Instalado en la atalaya del presente, contemplé un universo de sensaciones. Eran cíclicas como un huracán. Observé el lugar y, como si de un sortilegio se tratara, sin trámite ni mediación, volví a vivir en mis recuerdos. 

Debo confesar que no fue casual. El momento llegó aletargado en las rutinas diarias y me dejé sorprender por los matices de la emoción. La visita anual a Ciudad Universitaria para acompañar a mis alumnos a su examen de selectividad era siempre un recorrido lleno de nostalgia. Allí, en aquellos lares, crecí y aprendí a perder, descubrí lo que escuecen los arañazos del camino y los desamores. Y, sobre todo, descubrí que soñar también es una forma de ser. 

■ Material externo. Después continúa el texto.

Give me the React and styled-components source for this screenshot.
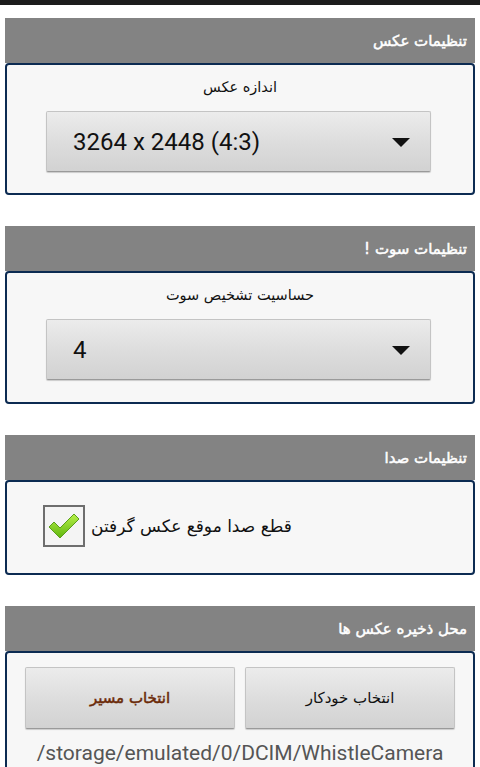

Hace muchos años que dejé la Caja de Cerillas, como llamaban cariñosamente al edificio de Filosofía B donde se impartían las clases de la licenciatura en Historia, y cada vez que vuelvo noto una aspereza tierna. A veces tengo la certeza de que son las cicatrices del vacío, caprichosas y perennes, que produce haber vivido. 

Lo que vino después no fue vacío, o quizá sí. La ensoñación y el vértigo. Las imágenes tan vivas como si el pasado fuera ahora. Desperté azorado en un letargo en el que no había cerrado los ojos y del que no podía desprenderme. Traía el aroma de los veinte años pegado a la piel. Droga dura. Imposible detener su influjo.